Eighteen months after our last IVF cycle, we knew we would not be having our own children. And, somehow, we have moved to a life that is much different to the one we thought we'd have.

This blog is about what we do now we know we won't be having children - the thoughts, dreams, realities, sorrows, and joys that have become our new life path.

I hope you will enjoy what I will be sharing, and I hope that if you are at the point where life without children is a reality for you, that you might find some hope and inspiration here.

Thursday, November 13, 2014

Don't tell Hugo...

My parents have jetted off to New Zealand for a bus tour around both of the beautiful islands that make up that country. I am somewhat jealous!

Before they left Mum said to Hugo that they would send him a postcard. He thought about this and suggested that perhaps they could put a postcard in a bottle, and then lower the bottle down to the ocean using a rope so it didn’t break, and then the bottle would float here to Adelaide. Mum and Dad are going on a boat tour for a day, but recently Hugo went to New Zealand and went on a cruise ship, and therefore he believes everyone who goes to New Zealand must be going on a ship.

Obviously putting a bottle in the water in New Zealand doesn’t guarantee it will float to the shores of Australia (although you never know!), and that Hugo will be down at the beach at the exact moment it arrived (again, you never know!).

Mum and I believe in letting children have the joys of imagination and adventure and letting them believe in things that might not be real. Some people may think this is “lying” to children, but some of my best memories from childhood are those that I now know my parents, or other adults, set up for me to have some magic in my childhood days. To me the effort they went to is a show of love.

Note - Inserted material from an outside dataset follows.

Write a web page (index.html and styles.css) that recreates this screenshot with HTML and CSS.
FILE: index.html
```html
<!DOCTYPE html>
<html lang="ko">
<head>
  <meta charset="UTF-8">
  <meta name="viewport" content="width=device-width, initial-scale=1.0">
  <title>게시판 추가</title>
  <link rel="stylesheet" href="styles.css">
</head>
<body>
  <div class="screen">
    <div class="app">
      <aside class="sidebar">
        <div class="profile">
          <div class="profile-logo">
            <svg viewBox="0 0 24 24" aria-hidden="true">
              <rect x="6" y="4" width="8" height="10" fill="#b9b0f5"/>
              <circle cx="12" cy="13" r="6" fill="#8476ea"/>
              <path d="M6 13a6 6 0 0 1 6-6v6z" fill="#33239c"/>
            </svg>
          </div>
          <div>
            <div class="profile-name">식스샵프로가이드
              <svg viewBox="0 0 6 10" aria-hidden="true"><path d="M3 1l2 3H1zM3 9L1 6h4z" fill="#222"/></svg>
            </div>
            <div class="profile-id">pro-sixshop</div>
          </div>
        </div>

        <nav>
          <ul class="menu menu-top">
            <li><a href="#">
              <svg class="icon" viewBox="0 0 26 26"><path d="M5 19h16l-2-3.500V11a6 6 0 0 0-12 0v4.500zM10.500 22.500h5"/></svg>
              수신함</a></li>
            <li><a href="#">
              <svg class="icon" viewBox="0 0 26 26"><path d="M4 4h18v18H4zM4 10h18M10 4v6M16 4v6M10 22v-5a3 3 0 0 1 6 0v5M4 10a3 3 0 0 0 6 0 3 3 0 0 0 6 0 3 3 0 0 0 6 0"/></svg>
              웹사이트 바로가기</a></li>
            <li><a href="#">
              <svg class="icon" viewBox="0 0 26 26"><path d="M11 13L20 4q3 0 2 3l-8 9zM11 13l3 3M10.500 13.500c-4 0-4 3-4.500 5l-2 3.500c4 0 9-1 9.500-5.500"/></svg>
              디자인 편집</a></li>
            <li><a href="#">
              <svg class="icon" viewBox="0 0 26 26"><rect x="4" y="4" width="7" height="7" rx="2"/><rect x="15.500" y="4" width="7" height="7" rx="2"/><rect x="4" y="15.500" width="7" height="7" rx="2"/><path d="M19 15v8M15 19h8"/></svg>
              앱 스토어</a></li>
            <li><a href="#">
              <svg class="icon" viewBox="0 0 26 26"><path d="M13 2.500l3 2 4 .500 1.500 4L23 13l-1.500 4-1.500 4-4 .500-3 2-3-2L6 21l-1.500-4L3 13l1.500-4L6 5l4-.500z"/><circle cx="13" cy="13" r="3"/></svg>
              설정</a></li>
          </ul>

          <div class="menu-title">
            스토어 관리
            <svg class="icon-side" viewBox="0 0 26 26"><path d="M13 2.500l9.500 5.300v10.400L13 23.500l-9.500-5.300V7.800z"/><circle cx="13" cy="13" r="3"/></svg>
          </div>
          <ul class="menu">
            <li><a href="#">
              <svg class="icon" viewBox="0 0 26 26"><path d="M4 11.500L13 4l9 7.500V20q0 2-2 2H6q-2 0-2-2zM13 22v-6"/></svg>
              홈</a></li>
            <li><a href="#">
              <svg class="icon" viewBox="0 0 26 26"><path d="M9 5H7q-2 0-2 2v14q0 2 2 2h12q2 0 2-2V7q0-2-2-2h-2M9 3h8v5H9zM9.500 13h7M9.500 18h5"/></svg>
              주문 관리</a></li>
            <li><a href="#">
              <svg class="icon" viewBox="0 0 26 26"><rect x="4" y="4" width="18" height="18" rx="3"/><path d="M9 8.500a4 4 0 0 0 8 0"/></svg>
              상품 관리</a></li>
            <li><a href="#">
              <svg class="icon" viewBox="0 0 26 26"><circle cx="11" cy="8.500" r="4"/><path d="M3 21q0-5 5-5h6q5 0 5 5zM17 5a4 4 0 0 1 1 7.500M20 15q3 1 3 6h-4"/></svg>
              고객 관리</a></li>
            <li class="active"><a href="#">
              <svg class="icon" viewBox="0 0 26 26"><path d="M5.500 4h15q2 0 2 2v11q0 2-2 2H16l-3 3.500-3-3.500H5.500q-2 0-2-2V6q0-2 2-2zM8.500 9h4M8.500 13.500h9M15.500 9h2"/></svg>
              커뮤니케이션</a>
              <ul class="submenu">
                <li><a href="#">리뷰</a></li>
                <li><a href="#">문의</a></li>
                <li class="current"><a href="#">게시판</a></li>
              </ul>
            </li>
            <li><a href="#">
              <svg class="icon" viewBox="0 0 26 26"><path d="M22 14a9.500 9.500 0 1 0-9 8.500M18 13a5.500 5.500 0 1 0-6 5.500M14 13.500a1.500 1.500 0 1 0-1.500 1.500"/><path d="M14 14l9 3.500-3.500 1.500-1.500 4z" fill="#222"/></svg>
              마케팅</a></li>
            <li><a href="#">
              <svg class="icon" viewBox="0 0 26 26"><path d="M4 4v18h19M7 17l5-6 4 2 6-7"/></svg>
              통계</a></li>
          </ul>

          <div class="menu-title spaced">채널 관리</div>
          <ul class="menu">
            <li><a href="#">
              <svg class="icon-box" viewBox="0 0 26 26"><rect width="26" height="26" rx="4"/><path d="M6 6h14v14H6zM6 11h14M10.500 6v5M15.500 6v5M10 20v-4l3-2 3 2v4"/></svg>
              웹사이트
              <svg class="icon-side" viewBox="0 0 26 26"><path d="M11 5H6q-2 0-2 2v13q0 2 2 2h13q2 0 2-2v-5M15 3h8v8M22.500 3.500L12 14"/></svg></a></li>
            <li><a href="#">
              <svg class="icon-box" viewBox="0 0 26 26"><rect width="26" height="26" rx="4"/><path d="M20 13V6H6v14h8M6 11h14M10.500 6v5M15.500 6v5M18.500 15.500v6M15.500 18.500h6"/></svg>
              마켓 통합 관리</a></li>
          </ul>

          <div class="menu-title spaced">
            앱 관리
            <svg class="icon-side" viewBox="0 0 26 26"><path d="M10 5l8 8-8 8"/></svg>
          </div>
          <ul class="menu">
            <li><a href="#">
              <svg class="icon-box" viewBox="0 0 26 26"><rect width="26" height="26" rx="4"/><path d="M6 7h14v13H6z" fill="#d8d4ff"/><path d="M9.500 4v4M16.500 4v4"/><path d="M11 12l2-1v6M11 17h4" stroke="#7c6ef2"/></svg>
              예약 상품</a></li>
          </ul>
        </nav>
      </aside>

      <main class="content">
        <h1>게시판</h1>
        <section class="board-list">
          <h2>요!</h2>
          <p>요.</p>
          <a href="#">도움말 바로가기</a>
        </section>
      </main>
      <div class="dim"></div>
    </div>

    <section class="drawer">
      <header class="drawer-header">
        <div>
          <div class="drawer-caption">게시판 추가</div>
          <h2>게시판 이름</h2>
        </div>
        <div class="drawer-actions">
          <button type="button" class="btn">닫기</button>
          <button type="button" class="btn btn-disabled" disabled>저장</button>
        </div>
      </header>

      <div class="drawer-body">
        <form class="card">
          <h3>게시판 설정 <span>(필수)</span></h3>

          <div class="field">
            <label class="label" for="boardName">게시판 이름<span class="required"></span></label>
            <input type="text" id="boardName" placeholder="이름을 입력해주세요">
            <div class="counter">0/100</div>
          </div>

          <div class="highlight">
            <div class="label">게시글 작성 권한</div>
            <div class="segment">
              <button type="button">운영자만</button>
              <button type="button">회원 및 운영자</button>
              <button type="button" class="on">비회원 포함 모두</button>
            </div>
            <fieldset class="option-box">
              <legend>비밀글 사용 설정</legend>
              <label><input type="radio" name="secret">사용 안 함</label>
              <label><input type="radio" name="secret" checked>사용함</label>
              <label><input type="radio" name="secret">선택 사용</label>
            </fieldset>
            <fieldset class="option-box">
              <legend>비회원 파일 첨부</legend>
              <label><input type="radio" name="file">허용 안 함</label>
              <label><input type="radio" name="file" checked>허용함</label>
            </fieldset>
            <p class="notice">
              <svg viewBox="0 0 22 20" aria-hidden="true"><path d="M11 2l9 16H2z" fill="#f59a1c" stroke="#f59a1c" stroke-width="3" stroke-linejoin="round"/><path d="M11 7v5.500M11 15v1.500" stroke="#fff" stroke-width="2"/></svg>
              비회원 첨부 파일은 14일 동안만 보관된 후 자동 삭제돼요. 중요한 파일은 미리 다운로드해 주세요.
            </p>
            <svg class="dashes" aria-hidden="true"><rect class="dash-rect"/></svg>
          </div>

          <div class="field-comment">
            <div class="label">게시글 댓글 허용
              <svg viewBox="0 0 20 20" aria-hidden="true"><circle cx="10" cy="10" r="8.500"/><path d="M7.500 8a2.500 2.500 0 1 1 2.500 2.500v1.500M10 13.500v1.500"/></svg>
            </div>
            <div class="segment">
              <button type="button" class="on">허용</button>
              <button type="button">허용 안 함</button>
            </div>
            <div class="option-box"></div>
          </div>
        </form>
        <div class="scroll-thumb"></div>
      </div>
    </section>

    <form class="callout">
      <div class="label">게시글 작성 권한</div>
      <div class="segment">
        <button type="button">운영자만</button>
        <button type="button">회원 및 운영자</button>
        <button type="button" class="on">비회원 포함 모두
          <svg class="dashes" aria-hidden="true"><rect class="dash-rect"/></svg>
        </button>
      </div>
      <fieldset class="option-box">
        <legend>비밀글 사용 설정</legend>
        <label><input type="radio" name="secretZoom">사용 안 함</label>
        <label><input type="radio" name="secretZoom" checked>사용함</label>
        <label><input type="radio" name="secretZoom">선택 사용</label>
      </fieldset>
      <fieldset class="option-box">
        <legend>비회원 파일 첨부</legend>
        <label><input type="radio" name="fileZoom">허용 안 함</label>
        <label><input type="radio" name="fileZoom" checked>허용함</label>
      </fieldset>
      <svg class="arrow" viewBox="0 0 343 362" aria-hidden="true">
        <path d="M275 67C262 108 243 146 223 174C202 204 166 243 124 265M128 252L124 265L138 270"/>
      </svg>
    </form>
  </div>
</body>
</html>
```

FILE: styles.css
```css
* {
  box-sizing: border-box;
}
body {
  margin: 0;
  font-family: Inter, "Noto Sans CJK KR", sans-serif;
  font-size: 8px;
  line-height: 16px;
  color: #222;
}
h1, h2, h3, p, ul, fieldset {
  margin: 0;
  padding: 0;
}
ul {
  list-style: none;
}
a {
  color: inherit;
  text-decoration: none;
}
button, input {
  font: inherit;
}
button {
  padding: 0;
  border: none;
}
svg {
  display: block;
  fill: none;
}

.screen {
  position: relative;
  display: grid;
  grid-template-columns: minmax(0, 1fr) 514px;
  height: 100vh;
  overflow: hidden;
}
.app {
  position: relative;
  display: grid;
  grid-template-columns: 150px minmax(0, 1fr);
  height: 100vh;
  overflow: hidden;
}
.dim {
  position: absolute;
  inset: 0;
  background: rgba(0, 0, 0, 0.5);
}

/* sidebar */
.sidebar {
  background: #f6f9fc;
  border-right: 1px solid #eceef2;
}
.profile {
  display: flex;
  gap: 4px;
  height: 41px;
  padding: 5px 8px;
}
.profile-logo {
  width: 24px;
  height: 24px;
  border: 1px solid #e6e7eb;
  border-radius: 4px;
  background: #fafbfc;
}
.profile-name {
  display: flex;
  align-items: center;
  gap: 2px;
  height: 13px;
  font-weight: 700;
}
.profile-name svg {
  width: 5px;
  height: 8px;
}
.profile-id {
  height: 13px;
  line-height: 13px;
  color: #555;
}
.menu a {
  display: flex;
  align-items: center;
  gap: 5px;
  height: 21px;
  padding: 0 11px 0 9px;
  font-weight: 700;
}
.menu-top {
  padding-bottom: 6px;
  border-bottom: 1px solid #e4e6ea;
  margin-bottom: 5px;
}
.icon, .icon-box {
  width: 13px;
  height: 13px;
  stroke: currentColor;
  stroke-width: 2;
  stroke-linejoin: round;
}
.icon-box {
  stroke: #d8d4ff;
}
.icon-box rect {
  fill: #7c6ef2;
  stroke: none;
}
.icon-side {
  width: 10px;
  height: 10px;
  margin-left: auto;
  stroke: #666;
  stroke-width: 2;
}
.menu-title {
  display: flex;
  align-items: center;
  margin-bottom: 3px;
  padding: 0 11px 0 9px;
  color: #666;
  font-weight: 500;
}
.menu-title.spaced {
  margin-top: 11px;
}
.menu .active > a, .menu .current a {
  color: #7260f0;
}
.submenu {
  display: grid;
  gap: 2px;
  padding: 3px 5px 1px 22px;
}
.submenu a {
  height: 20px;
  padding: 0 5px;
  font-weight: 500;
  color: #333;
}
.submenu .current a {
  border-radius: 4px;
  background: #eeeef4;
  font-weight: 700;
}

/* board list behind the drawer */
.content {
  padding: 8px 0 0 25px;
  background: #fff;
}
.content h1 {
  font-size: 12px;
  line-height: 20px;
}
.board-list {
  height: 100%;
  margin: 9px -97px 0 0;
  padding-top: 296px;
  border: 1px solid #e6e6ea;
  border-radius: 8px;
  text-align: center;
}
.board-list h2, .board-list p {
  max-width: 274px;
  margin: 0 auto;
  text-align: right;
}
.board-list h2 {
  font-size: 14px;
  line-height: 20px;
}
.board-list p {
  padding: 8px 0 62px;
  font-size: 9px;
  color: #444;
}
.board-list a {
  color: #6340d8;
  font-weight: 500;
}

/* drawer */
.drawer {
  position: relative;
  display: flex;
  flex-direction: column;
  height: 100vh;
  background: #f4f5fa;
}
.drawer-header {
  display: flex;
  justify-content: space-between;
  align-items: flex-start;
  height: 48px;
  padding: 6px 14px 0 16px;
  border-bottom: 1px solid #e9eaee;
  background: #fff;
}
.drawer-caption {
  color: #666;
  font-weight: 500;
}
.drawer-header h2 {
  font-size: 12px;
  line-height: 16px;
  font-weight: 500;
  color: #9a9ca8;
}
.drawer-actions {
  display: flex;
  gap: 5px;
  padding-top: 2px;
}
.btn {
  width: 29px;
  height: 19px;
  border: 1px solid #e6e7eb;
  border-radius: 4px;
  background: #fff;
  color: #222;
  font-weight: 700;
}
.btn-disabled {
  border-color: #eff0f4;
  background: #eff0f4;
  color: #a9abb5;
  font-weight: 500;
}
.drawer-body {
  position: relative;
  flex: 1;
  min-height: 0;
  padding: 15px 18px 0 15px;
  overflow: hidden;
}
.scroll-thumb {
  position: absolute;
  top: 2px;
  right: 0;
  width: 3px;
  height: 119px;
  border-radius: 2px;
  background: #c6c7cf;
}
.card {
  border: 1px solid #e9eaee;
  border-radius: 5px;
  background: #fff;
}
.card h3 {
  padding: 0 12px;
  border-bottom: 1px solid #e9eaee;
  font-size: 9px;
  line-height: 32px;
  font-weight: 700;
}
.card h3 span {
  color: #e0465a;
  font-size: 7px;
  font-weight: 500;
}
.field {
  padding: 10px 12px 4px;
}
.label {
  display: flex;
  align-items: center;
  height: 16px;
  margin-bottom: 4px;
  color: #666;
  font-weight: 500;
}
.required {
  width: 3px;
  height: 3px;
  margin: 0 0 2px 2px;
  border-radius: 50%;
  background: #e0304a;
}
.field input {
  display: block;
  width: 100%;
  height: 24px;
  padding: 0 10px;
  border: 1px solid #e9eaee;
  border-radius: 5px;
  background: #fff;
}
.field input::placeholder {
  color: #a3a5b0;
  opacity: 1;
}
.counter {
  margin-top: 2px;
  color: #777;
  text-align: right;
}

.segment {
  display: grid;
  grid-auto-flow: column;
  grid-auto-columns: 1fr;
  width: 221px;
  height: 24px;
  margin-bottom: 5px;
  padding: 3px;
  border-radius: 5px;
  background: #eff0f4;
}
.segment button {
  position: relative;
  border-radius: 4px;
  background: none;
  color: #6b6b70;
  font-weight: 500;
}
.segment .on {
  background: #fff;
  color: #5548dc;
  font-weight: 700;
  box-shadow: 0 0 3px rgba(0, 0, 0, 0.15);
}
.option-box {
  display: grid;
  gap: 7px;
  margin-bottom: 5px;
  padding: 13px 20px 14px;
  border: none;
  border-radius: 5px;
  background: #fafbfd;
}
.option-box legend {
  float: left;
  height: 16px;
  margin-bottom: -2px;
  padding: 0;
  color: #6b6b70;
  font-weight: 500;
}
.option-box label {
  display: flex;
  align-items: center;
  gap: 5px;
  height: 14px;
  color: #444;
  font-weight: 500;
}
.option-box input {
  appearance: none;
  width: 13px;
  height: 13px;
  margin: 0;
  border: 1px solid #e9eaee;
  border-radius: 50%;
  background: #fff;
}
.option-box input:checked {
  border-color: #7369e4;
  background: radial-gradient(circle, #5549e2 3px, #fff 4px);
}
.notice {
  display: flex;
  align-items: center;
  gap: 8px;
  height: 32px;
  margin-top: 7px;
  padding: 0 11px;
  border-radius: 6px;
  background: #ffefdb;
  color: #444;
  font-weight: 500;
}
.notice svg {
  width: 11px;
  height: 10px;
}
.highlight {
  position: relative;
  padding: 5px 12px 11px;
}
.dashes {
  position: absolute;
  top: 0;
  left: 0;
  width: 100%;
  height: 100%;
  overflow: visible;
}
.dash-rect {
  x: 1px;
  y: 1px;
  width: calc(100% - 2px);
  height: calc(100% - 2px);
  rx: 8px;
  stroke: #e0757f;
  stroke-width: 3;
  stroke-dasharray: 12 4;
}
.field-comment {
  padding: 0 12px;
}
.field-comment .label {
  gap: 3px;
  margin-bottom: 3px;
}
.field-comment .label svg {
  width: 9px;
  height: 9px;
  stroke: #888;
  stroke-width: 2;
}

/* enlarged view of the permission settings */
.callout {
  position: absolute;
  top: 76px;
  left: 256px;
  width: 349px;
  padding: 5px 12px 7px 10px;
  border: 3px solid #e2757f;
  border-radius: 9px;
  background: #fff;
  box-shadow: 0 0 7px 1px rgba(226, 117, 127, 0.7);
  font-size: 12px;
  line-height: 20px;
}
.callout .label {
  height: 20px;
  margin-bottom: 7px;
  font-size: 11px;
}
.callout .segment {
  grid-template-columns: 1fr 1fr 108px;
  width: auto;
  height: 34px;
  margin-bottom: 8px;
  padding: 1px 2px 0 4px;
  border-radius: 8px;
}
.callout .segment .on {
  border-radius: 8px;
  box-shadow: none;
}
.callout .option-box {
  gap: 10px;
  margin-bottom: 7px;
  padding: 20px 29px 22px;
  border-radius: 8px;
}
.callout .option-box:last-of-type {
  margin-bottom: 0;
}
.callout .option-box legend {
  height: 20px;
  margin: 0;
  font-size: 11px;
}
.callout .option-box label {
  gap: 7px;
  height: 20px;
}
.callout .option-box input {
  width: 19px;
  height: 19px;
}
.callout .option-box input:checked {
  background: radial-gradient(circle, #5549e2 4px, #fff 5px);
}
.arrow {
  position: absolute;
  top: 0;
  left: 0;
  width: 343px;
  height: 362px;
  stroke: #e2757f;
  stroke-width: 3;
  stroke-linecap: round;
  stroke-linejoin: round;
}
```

So, we have a plan. When Mum and Dad get back from New Zealand we are going to find a bottle and put a postcard in it that Mum and Dad will bring back with them from New Zealand. It is nearly summer time in Australia and so the beach is the place to be. We will take Hugo down to the beach one day, and attempt to put the bottle somewhere along the water line without him seeing. I say “attempt” because he is very observant and generally doesn’t miss anything. One idea I’ve had to meet this challenge is for Mum and Dad to put the bottle under the jetty near a pylon before Kirby and I arrive with Hugo. We’ll then let him find it.

It will be magic to see his face when he discovers the bottle that has traversed the seas to him from a faraway country. He will be so excited. So very excited.

I think I will be too – I tend to get wrapped up in the excitement and imagination that the children around me experience. After all, I still believe in fairies and also that plants talk to me. Though that last belief may be supported by research soon – check this out!

I’ll let you know how it all goes, with photos of course! But, in the meantime – don’t tell Hugo!